GM, which filed for Chapter 11 bankruptcy protection in New York on Monday, is racing to remake itself as a smaller, leaner automaker. It is hoping to follow the lead of fellow U.S. automaker Chrysler LLC by transforming its most profitable assets into a new company in just 30 days and emerging from bankruptcy protection soon after.

But GM is much larger and complex than its Auburn Hills, Mich.-based rival and isn't up against Chrysler LLC's tight June 15 deadline with Fiat.

Sharon Lindstrom, managing director at business consulting firm Protiviti, said the companies pose different challenges. But as with Chrysler, she notes that the Treasury Department made sure many of GM's moving parts were in order ahead of time so a quick bankruptcy reorganization might be possible.

"They had a lot of their ducks in a row because the terms of the government financing forced them to get all the parties to the table in a very, very short period of time," Lindstrom said.

In addition to Hummer, GM has been trying to sell its Saab and Saturn brands. It will also phase out its Pontiac brand, concentrating on its Chevrolet, Cadillac, Buick and GMC nameplates.

A sale of the Hummer brand had been expected. Chief Executive Fritz Henderson had said in April that the automaker was expecting final bids from three potential buyers within the month.

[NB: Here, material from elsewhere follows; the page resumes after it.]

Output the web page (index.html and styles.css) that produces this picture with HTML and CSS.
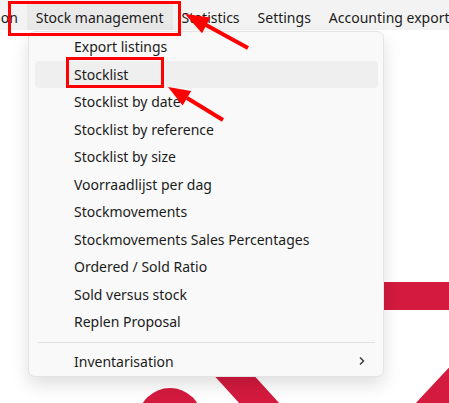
FILE: index.html
```html
<!DOCTYPE html>
<html lang="en">
<head>
  <meta charset="UTF-8">
  <title>Stock management menu</title>
  <link rel="stylesheet" href="styles.css">
</head>
<body>

  <svg class="backdrop" width="449" height="403" viewBox="0 0 449 403">
    <rect x="370" y="282" width="90" height="28" fill="#d41a3e"/>
    <polygon points="200,360 240,360 290,415 250,415" fill="#d41a3e"/>
    <circle cx="170" cy="420" r="32" fill="#d41a3e"/>
    <polygon points="470,345 470,420 400,420" fill="#d41a3e"/>
  </svg>

  <nav class="menubar">
    <span class="menubar-item first">tion</span>
    <span class="menubar-item active">Stock management</span>
    <span class="menubar-item">Statistics</span>
    <span class="menubar-item">Settings</span>
    <span class="menubar-item">Accounting export</span>
  </nav>

  <ul class="dropdown">
    <li class="dropdown-item">Export listings</li>
    <li class="dropdown-item hover">Stocklist</li>
    <li class="dropdown-item">Stocklist by date</li>
    <li class="dropdown-item">Stocklist by reference</li>
    <li class="dropdown-item">Stocklist by size</li>
    <li class="dropdown-item">Voorraadlijst per dag</li>
    <li class="dropdown-item">Stockmovements</li>
    <li class="dropdown-item">Stockmovements Sales Percentages</li>
    <li class="dropdown-item">Ordered / Sold Ratio</li>
    <li class="dropdown-item">Sold versus stock</li>
    <li class="dropdown-item">Replen Proposal</li>
    <li class="dropdown-sep"></li>
    <li class="dropdown-item has-sub">
      <span>Inventarisation</span>
      <svg class="chevron" width="8" height="10" viewBox="0 0 8 10">
        <path d="M2 1.5 L5.5 5 L2 8.5" fill="none" stroke="#333" stroke-width="1.4"/>
      </svg>
    </li>
  </ul>

  <!-- annotations -->
  <div class="mark mark-menu"></div>
  <div class="mark mark-item"></div>
  <svg class="arrows" width="449" height="403" viewBox="0 0 449 403">
    <line x1="248" y1="48" x2="206" y2="25" stroke="#f00" stroke-width="4"/>
    <polygon points="185,14 210.4,17.4 202,33.2" fill="#f00"/>
    <line x1="223" y1="120" x2="187" y2="98" stroke="#f00" stroke-width="4"/>
    <polygon points="168,87 191.2,90.9 182.6,105.5" fill="#f00"/>
  </svg>

</body>
</html>
```

FILE: styles.css
```css
body { margin: 0; width: 449px; height: 403px; overflow: hidden; position: relative; background: #fff; font-family: "Noto Sans", "Open Sans", sans-serif; font-size: 14px; color: #1b1b1b; }

.backdrop { position: absolute; left: 0; top: 0; }

.menubar { position: relative; display: flex; height: 30px; background: #f3f3f3; white-space: nowrap; }
.menubar-item { display: flex; align-items: center; padding: 0 9px; margin-top: 4px; }
.menubar-item.first { margin-left: -17px; }
.menubar-item.active { background: #e9e9e9; }

.dropdown { position: absolute; left: 28px; top: 31px; width: 343px; margin: 0; padding: 1px 5px 1px 6px; list-style: none; background: #f9f9f9; border: 1px solid #e3e3e3; border-radius: 7px; box-shadow: 0 8px 18px rgba(0, 0, 0, 0.13); }
.dropdown-item { height: 27.5px; line-height: 27.5px; padding-left: 39px; border-radius: 4px; }
.dropdown-item.hover { background: #efefef; }
.dropdown-item.has-sub { display: flex; justify-content: space-between; align-items: center; padding-right: 12px; }
.dropdown-sep { height: 1px; background: #e0e0e0; margin: 6px 3px 5px 3px; }

.mark { position: absolute; border: 3px solid #f00; }
.mark-menu { left: 8px; top: 1px; width: 167px; height: 29px; }
.mark-item { left: 66px; top: 57px; width: 92px; height: 25px; }

.arrows { position: absolute; left: 0; top: 0; }
```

GM nailed down deals with its union and a majority of its bondholders and arranged to sell off most of its Opel operations in Europe in order to appear in court Monday with a near-complete plan to quickly emerge with a chance to become profitable.

The government has said it expects GM to come out of bankruptcy protection within 60 to 90 days. By comparison, the judge overseeing Chrysler's case approved the sale of its assets to a group led by Italy's Fiat Group SpA in just over a month. Some industry observers think Chrysler could emerge as early as this week.

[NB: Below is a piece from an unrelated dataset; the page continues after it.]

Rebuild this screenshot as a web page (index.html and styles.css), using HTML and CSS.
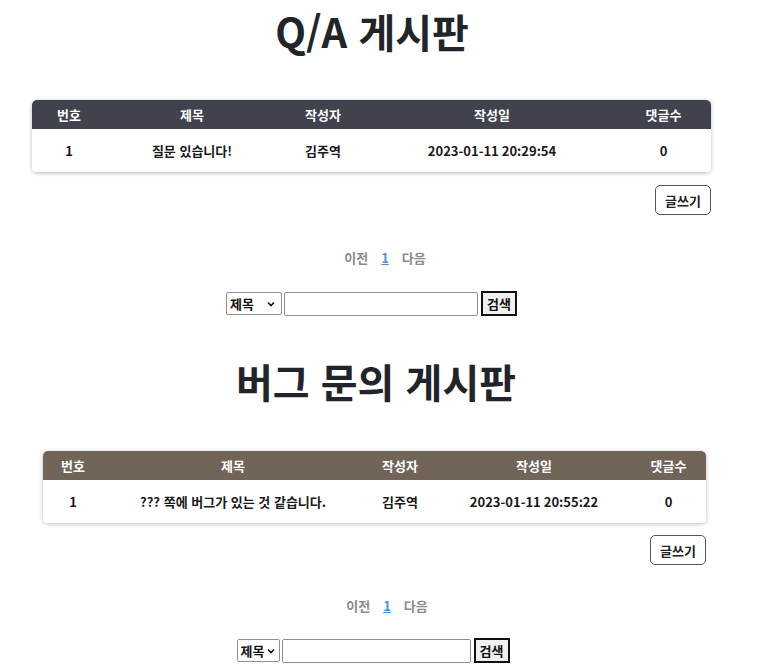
FILE: index.html
```html
<!DOCTYPE html>
<html lang="ko">
<head>
<meta charset="utf-8">
<title>게시판</title>
<link rel="stylesheet" href="styles.css">
</head>
<body>
<section class="board board-qa">
  <h1 class="board-title">Q/A 게시판</h1>
  <div class="board-body">
    <table class="board-table">
      <thead>
        <tr>
          <th class="c-no">번호</th>
          <th class="c-title">제목</th>
          <th class="c-writer">작성자</th>
          <th class="c-date">작성일</th>
          <th class="c-count">댓글수</th>
        </tr>
      </thead>
      <tbody>
        <tr>
          <td>1</td>
          <td>질문 있습니다!</td>
          <td>김주역</td>
          <td class="date">2023-01-11 20:29:54</td>
          <td>0</td>
        </tr>
      </tbody>
    </table>
    <div class="write-row"><button class="write-btn" type="button">글쓰기</button></div>
  </div>
  <nav class="pager"><span>이전</span><a href="#">1</a><span>다음</span></nav>
  <form class="search">
    <select class="search-select"><option>제목</option><option>작성자</option></select>
    <input class="search-input" type="text">
    <button class="search-btn" type="button">검색</button>
  </form>
</section>

<section class="board board-bug">
  <h1 class="board-title">버그 문의 게시판</h1>
  <div class="board-body">
    <table class="board-table">
      <thead>
        <tr>
          <th class="c-no">번호</th>
          <th class="c-title">제목</th>
          <th class="c-writer">작성자</th>
          <th class="c-date">작성일</th>
          <th class="c-count">댓글수</th>
        </tr>
      </thead>
      <tbody>
        <tr>
          <td>1</td>
          <td>??? 쪽에 버그가 있는 것 같습니다.</td>
          <td>김주역</td>
          <td class="date">2023-01-11 20:55:22</td>
          <td>0</td>
        </tr>
      </tbody>
    </table>
    <div class="write-row"><button class="write-btn" type="button">글쓰기</button></div>
  </div>
  <nav class="pager"><span>이전</span><a href="#">1</a><span>다음</span></nav>
  <form class="search">
    <select class="search-select"><option>제목</option></select>
    <input class="search-input" type="text">
    <button class="search-btn" type="button">검색</button>
  </form>
</section>
</body>
</html>
```
FILE: styles.css
```css
html, body {
  margin: 0;
  padding: 0;
  background: #ffffff;
}
body {
  width: 746px;
  font-family: "Noto Sans CJK KR", "Noto Sans", sans-serif;
  color: #212121;
}
.board {
  display: flex;
  flex-direction: column;
  height: 350px;
}
.board-title {
  margin: 0;
  font-size: 40px;
  font-weight: 700;
  line-height: 63px;
  text-align: center;
  color: #212529;
}
.board-qa .board-title { padding-right: 2px; }
.board-bug .board-title { padding-left: 6px; }
.board-body {
  display: flex;
  flex-direction: column;
  margin-top: 37px;
}
.board-qa .board-body { width: 679px; margin-left: 32px; }
.board-bug .board-body { width: 663px; margin-left: 43px; margin-top: 38px; }

.board-table {
  width: 100%;
  border-collapse: separate;
  border-spacing: 0;
  table-layout: fixed;
  border-radius: 5px;
  box-shadow: 0 1px 4px rgba(0, 0, 0, 0.28);
  font-size: 13px;
  font-weight: 700;
  text-align: center;
}
.board-table th {
  height: 29px;
  padding: 0;
  color: #ffffff;
  font-weight: 700;
}
.board-table th:first-child { border-top-left-radius: 5px; }
.board-table th:last-child { border-top-right-radius: 5px; }
.board-qa .board-table th { background: #40424c; }
.board-bug .board-table th { background: #716559; }
.board-table td {
  height: 43px;
  padding: 0;
  background: #ffffff;
  color: #1a1a1a;
}
.date {
  font-variant-east-asian: proportional-width;
  font-feature-settings: "locl" 0;
}
.board-table tbody tr:last-child td:first-child { border-bottom-left-radius: 4px; }
.board-table tbody tr:last-child td:last-child { border-bottom-right-radius: 4px; }

.board-qa .c-no { width: 74px; }
.board-qa .c-title { width: 172px; }
.board-qa .c-writer { width: 90px; }
.board-qa .c-date { width: 248px; }
.board-bug .c-no { width: 60px; }
.board-bug .c-title { width: 260px; }
.board-bug .c-writer { width: 74px; }
.board-bug .c-date { width: 194px; }

.write-row {
  display: flex;
  justify-content: flex-end;
  margin-top: 13px;
}
.board-bug .write-row { margin-top: 12px; }
.write-btn {
  width: 56px;
  height: 30px;
  padding: 0;
  background: #ffffff;
  border: 1px solid #555555;
  border-radius: 5px;
  font-family: "Noto Sans CJK KR", sans-serif;
  font-size: 13px;
  font-weight: 700;
  color: #222222;
}

.pager {
  display: flex;
  justify-content: center;
  gap: 13px;
  margin-top: 33px;
  padding-left: 24px;
  font-size: 13px;
  font-weight: 700;
  line-height: 19px;
  color: #8a8a8a;
}
.board-bug .pager { padding-left: 28px; margin-top: 31px; }
.pager a {
  color: #4f8ee0;
  text-decoration: underline;
}

.search {
  display: flex;
  justify-content: center;
  align-items: center;
  margin-top: 24px;
  padding-right: 3px;
}
.board-bug .search { padding-right: 0; margin-top: 23px; }
.search-select {
  appearance: none;
  -webkit-appearance: none;
  width: 56px;
  height: 23px;
  margin: 0 2px 0 0;
  padding: 0 0 0 3px;
  box-sizing: border-box;
  border: 1px solid #8f8f8f;
  border-radius: 2px;
  background: #ffffff url("data:image/svg+xml,%3Csvg xmlns='http://www.w3.org/2000/svg' width='8' height='6' viewBox='0 0 8 6'%3E%3Cpath d='M1 1.5l3 3 3-3' fill='none' stroke='%23111' stroke-width='1.6'/%3E%3C/svg%3E") no-repeat right 6px center;
  font-family: "Noto Sans CJK KR", sans-serif;
  font-size: 13px;
  font-weight: 700;
  color: #111111;
}
.board-bug .search-select { width: 43px; background-position: right 4px center; }
.search-input {
  width: 194px;
  height: 24px;
  margin: 0 3px 0 0;
  padding: 0;
  box-sizing: border-box;
  border: 1px solid #8f8f8f;
  border-radius: 2px;
}
.board-bug .search-input { width: 189px; }
.search-btn {
  width: 36px;
  height: 25px;
  margin: 0;
  padding: 0;
  box-sizing: border-box;
  border: 2px solid #111111;
  background: #f0f0f0;
  font-family: "Noto Sans CJK KR", sans-serif;
  font-size: 13px;
  font-weight: 700;
  color: #111111;
}
```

During Monday's hearing GM Attorney Harvey Miller stressed the magnitude of the case and the importance of moving GM through court oversight as fast as possible. He noted that the automaker only has about $2 billion in cash left.

"If there's going to be a recovery of value, it's absolutely crucial that a sale take place as soon as possible," Miller said in his opening statement.

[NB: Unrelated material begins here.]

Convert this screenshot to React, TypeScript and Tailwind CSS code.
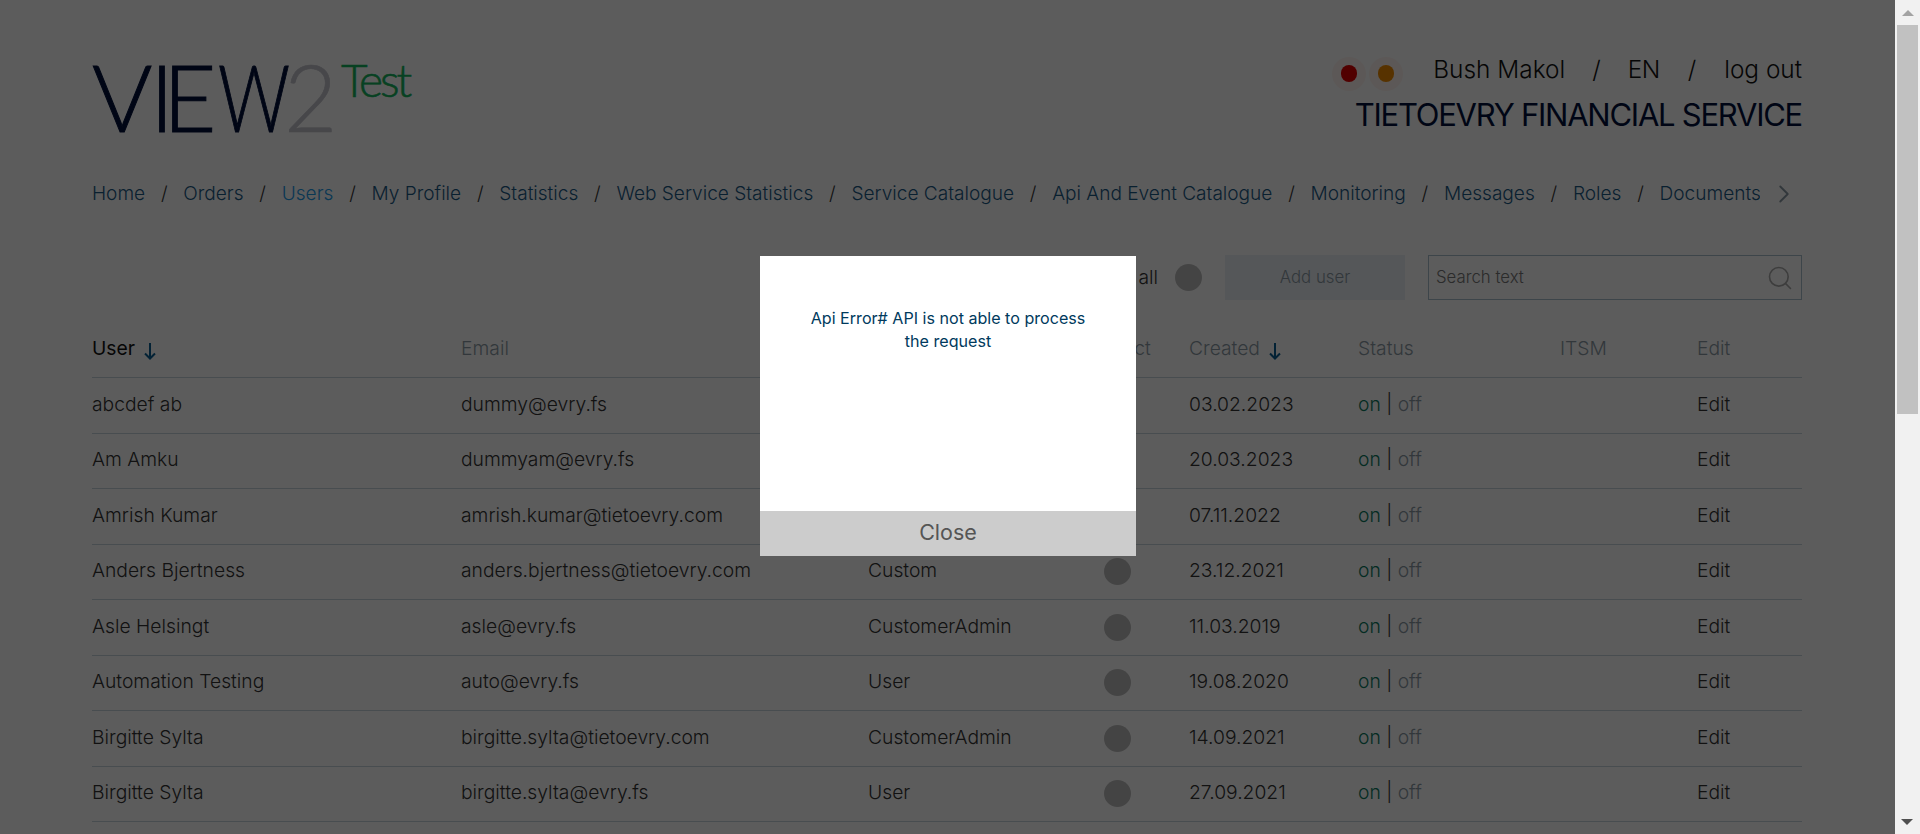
import { Search, ChevronRight } from 'lucide-react'

const navItems = ['Home', 'Orders', 'Users', 'My Profile', 'Statistics', 'Web Service Statistics', 'Service Catalogue', 'Api And Event Catalogue', 'Monitoring', 'Messages', 'Roles', 'Documents']

const users = [
  { name: 'abcdef ab', email: 'dummy@evry.fs', role: 'User', created: '03.02.2023' },
  { name: 'Am Amku', email: 'dummyam@evry.fs', role: 'User', created: '20.03.2023' },
  { name: 'Amrish Kumar', email: 'amrish.kumar@tietoevry.com', role: 'Custom', created: '07.11.2022' },
  { name: 'Anders Bjertness', email: 'anders.bjertness@tietoevry.com', role: 'Custom', created: '23.12.2021' },
  { name: 'Asle Helsingt', email: 'asle@evry.fs', role: 'CustomerAdmin', created: '11.03.2019' },
  { name: 'Automation Testing', email: 'auto@evry.fs', role: 'User', created: '19.08.2020' },
  { name: 'Birgitte Sylta', email: 'birgitte.sylta@tietoevry.com', role: 'CustomerAdmin', created: '14.09.2021' },
  { name: 'Birgitte Sylta', email: 'birgitte.sylta@evry.fs', role: 'User', created: '27.09.2021' },
]

const cols = 'grid grid-cols-[369px_407px_236px_85px_169px_202px_137px_105px]'

const SortArrow = () => (
  <svg width="14" height="18" viewBox="0 0 14 18" className="ml-2 mt-1" fill="none" stroke="#0a5f92" strokeWidth="2">
    <path d="M7 1v15M2 11.5L7 16.5L12 11.5" />
  </svg>
)

// Wordmark letters get fixed boxes, the W is squeezed to the logo's narrower shape
const Logo = () => (
  <div className="flex items-start h-[70px] font-['Lato',sans-serif] font-light leading-none">
    <div className="flex text-[92px] leading-[70px] text-[#00103a] [-webkit-text-stroke:1px_#00103a]">
      <span className="w-[58px]">V</span>
      <span className="w-[13px]">I</span>
      <span className="w-[55px]">E</span>
      <span className="w-[66px] origin-left scale-x-[.77]">W</span>
    </div>
    <span className="w-[57px] text-[92px] leading-[70px] text-[#c4c4cc] [-webkit-text-stroke:0.6px_#c4c4cc]">2</span>
    <span className="text-[46px] leading-[36px] tracking-[-3px] text-[#14b560] [-webkit-text-stroke:0.6px_#14b560]">Test</span>
  </div>
)

export default function App() {
  return (
    <div className="flex h-screen overflow-hidden bg-[#f1f1f1] font-['Inter',sans-serif] font-light text-[#333]">
      <main className="relative flex-1 overflow-hidden bg-white pl-[92px] pr-[93px]">
        <header className="flex justify-between pt-[62px] h-[170px]">
          <Logo />
          <div className="-mt-[11px] flex flex-col items-end">
            <div className="flex items-center h-[36px] text-[24.4px] text-[#111]">
              <span className="w-[34px] h-[34px] rounded-full bg-[#fff4f0] flex items-center justify-center mr-[3px] mt-[9px]">
                <span className="w-[16px] h-[17px] rounded-full bg-[#e00000]" />
              </span>
              <span className="w-[34px] h-[34px] rounded-full bg-[#fff4f0] flex items-center justify-center mt-[9px]">
                <span className="w-[16px] h-[17px] rounded-full bg-[#f08c00]" />
              </span>
              <span className="ml-[30px]">Bush Makol</span>
              <span className="mx-[27px]">/</span>
              <span className="tracking-[-0.5px]">EN</span>
              <span className="mx-[28px]">/</span>
              <span>log out</span>
            </div>
            <div className="mt-[9px] text-[31px] leading-[38px] font-normal tracking-[-1.25px] text-[#00103a]">TIETOEVRY FINANCIAL SERVICE</div>
          </div>
        </header>

        <nav className="flex items-center h-[48px]">
          <div className="flex w-[1668px] overflow-hidden whitespace-nowrap text-[19.08px] text-[#1b5a86]">
            {navItems.map((item, i) => (
              <span key={item} className="flex shrink-0">
                {i > 0 && <span className="mx-[15.75px] text-[#333]">/</span>}
                <span className={item === 'Users' ? 'text-[#1e9be8]' : ''}>{item}</span>
              </span>
            ))}
          </div>
          <ChevronRight className="ml-[9px] w-[30px] h-[30px] text-[#8a9aa5]" strokeWidth={1.5} />
        </nav>

        <div className="mt-[37px] flex justify-end items-center h-[45px]">
          <span className="text-[19.3px]">Show all</span>
          <span className="ml-[17px] w-[27px] h-[27px] rounded-full bg-[#bdbdbd]" />
          <button className="ml-[23px] w-[180px] h-[45px] bg-[#ecf1f5] text-[16.8px] text-[#8a9aa5]">Add user</button>
          <div className="ml-[23px] flex items-center justify-between w-[374px] h-[45px] border border-[#a8c0ce] pl-[7px] pr-[7px] text-[16.8px] text-[#777]">
            <span>Search text</span>
            <Search className="w-[28px] h-[28px] text-[#aaa]" strokeWidth={1.4} />
          </div>
        </div>

        <div className={`${cols} h-[78px] items-end pb-[14px] text-[19.3px] text-[#8b9aa5] border-b border-[#c8d4de]`}>
          <div className="flex items-center font-normal text-[#111]">User<SortArrow /></div>
          <div>Email</div>
          <div>Role</div>
          <div className="-ml-[6px]">Direct</div>
          <div className="flex items-center">Created<SortArrow /></div>
          <div>Status</div>
          <div>ITSM</div>
          <div>Edit</div>
        </div>

        {users.map((u, i) => (
          <div key={i} className={`${cols} h-[55.5px] pb-[2px] items-center text-[19.3px] border-b border-[#c8d4de]`}>
            <div>{u.name}</div>
            <div>{u.email}</div>
            <div>{u.role}</div>
            <div className="flex pt-[2px]"><span className="w-[27px] h-[27px] rounded-full bg-[#bdbdbd]" /></div>
            <div>{u.created}</div>
            <div><span className="text-[#0b7a5f]">on</span> | <span className="text-[#8b9aa5]">off</span></div>
            <div />
            <div>Edit</div>
          </div>
        ))}

        <div className="absolute inset-0 bg-[rgba(0,0,0,0.64)]" />

        <div className="absolute left-[760px] top-[256px] flex flex-col w-[376px] h-[300px] bg-white">
          <div className="flex-1 px-[40px] pt-[51px] text-center text-[16.1px] leading-[23px] font-normal text-[#003a5d]">
            Api Error# API is not able to process the request
          </div>
          <button className="h-[45px] pb-[2px] bg-[#cccccc] text-[21.5px] font-normal text-[#555]">Close</button>
        </div>
      </main>

      <aside className="relative w-[25px] shrink-0 bg-[#f1f1f1]">
        <div className="mx-auto mt-[10px] w-0 h-0 border-x-[6px] border-b-[6px] border-x-transparent border-b-[#a3a3a3]" />
        <div className="mx-[2px] mt-[9px] h-[389px] bg-[#c1c1c1]" />
        <div className="absolute bottom-[9px] left-[6px] w-0 h-0 border-x-[6px] border-t-[6px] border-x-transparent border-t-[#505050]" />
      </aside>
    </div>
  )
}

The automaker wants to sell the bulk of its assets to a new company in which the U.S. government will take a 60 percent ownership stake. The Canadian government would take 12.5 percent of the "New GM," with the United Auto Workers union getting 17.5 percent and unsecured bondholders receiving 10 percent. Existing GM shareholders are expected to be wiped out.

Attorneys for GM stakeholders packed the stuffy courtroom well ahead of the automaker's first-day Chapter 11 hearing. U.S. Judge Robert Gerber moved swiftly through the agenda's more than 25 mostly procedural motions.

Gerber set GM's sale hearing for June 30, putting it on a path similar to that of Chrysler. Objections are due on June 19, with any competing bids required to be submitted by June 22.

Gerber also gave GM immediate access to $15 billion in government financing to get it through the next few weeks, and interim approval for use of a total $33.3 billion in financing, with final approval slated to be ruled on June 25. The funds are contingent on GM's sale being approved by July 10. Gerber also approved motions allowing the company to pay certain prebankruptcy wages, along with supplier and shipping costs.

The sheer size of GM makes it a more complicated case than Chrysler.

GM made twice as many vehicles as Chrysler's 1.5 million last year and employs 235,000 people compared with Chrysler's 54,000. GM also has plants and operations in many more countries, meaning it will likely have to strike separate deals to navigate the bankruptcy laws of those places.

GM Chief Executive Fritz Henderson said GM has learned a few things by watching Chrysler's case.

"Certainly the court showed that it can address 363 (sale) transactions in an expeditious fashion," Henderson said at a press conference Monday. "Particularly in our case with what will be a very large 363 transaction."

GM's filing for Chapter 11 bankruptcy protection is the largest ever for an industrial company. GM, which said it has $172.81 billion in debt and $82.29 billion in assets, had received about $20 billion in low-interest loans before entering bankruptcy protection.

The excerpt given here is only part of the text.